OBJECTIVE: This randomised, multicentre, direct open comparative trial evaluated the efficacy, treatment convenience, tolerability and safety aspects of transdermal therapeutic system (TTS)-fentanyl and sustained-release oral morphine (SRM) in both opioid-naïve patients with moderate-to-severe cancer-related pain and in patients who had already been using opioids for mild-to-moderate pain. The two treatment groups were run in parallel. Special attention was paid to constipation, nausea/vomiting, drowsiness and respiratory depression.
PATIENTS AND METHODS: The 131 enrolled patients started the 4-week treatment at low doses of opioid (25 microg/h TTS-fentanyl for 3 days or 30 mg SRM every 12 h) and were individually titrated. Tolerability, efficacy and safety were assessed throughout the study period. Frequency of constipation was the primary study variable and accordingly the study was powered for this. Both patients and investigators made a global treatment evaluation.

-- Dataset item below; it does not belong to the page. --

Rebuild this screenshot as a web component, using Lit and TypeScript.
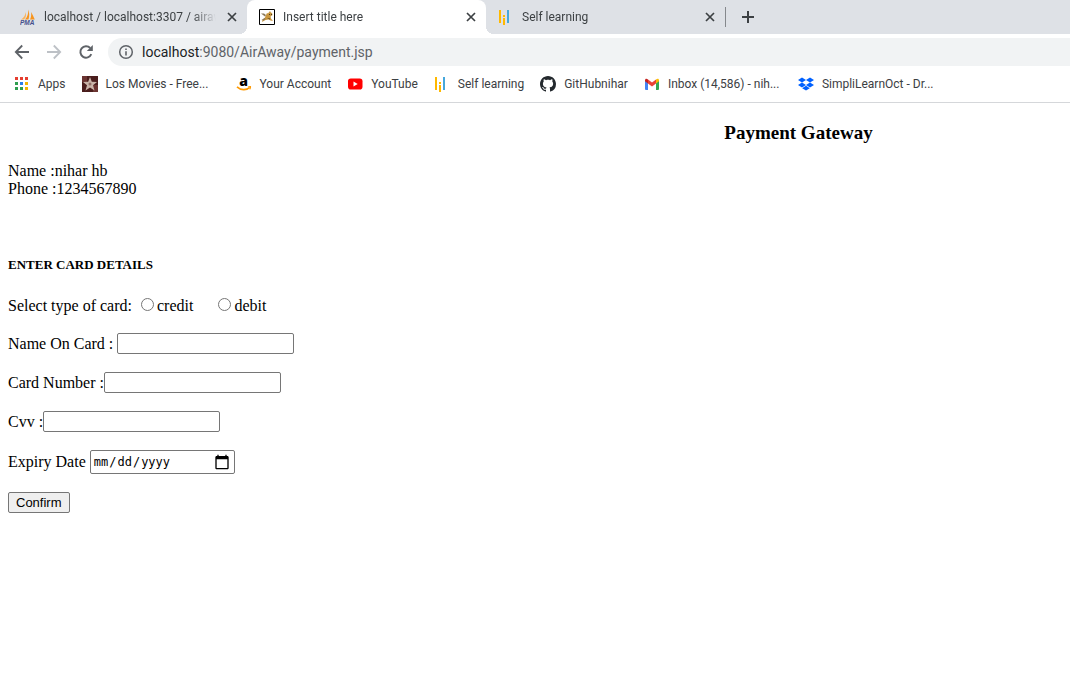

RESULTS: TTS-fentanyl and SRM were shown to be equally effective. Pain control and sleep quality improved with both treatments. None of the patients developed respiratory depression. Statistically significantly more patients in the SRM treatment group discontinued the trial prematurely (59% vs 27%; p<0.001), particularly due to adverse events (36% vs 4%; p<0.001). Fewer patients in the TTS-fentanyl than in the SRM treatment group reported constipation during the trial. This finding was statistically significant after 1 week of treatment (27% vs 57%; p = 0.003). The favourable tolerability profile of TTS-fentanyl was also reflected in both the patient and the investigator global evaluation of the treatment. Patient assessment favoured TTS-fentanyl treatment in terms of a significantly lower rate of troublesome side-effects ('quite a bit' to 'very much' troublesome side-effects in 14% vs 36% of patients; p = 0.003) and less interruption of daily activities (absence of any interruption of daily activities in 88% vs 63% of patients; p = 0.012). Investigators scored TTS-fentanyl as significantly better with respect to 'side-effects' (p = 0.039) and 'overall impression' (p = 0.013). Sub-analyses of opioid-naïve users gave similar results.
CONCLUSION: These data indicate that TTS-fentanyl, when used as an opioid of first choice in the treatment of cancer-related pain, is as effective as, but better tolerated than, SRM, including in opioid-naïve patients.
Department of Anaesthesiology, Amphia Hospital, Breda, The Netherlands.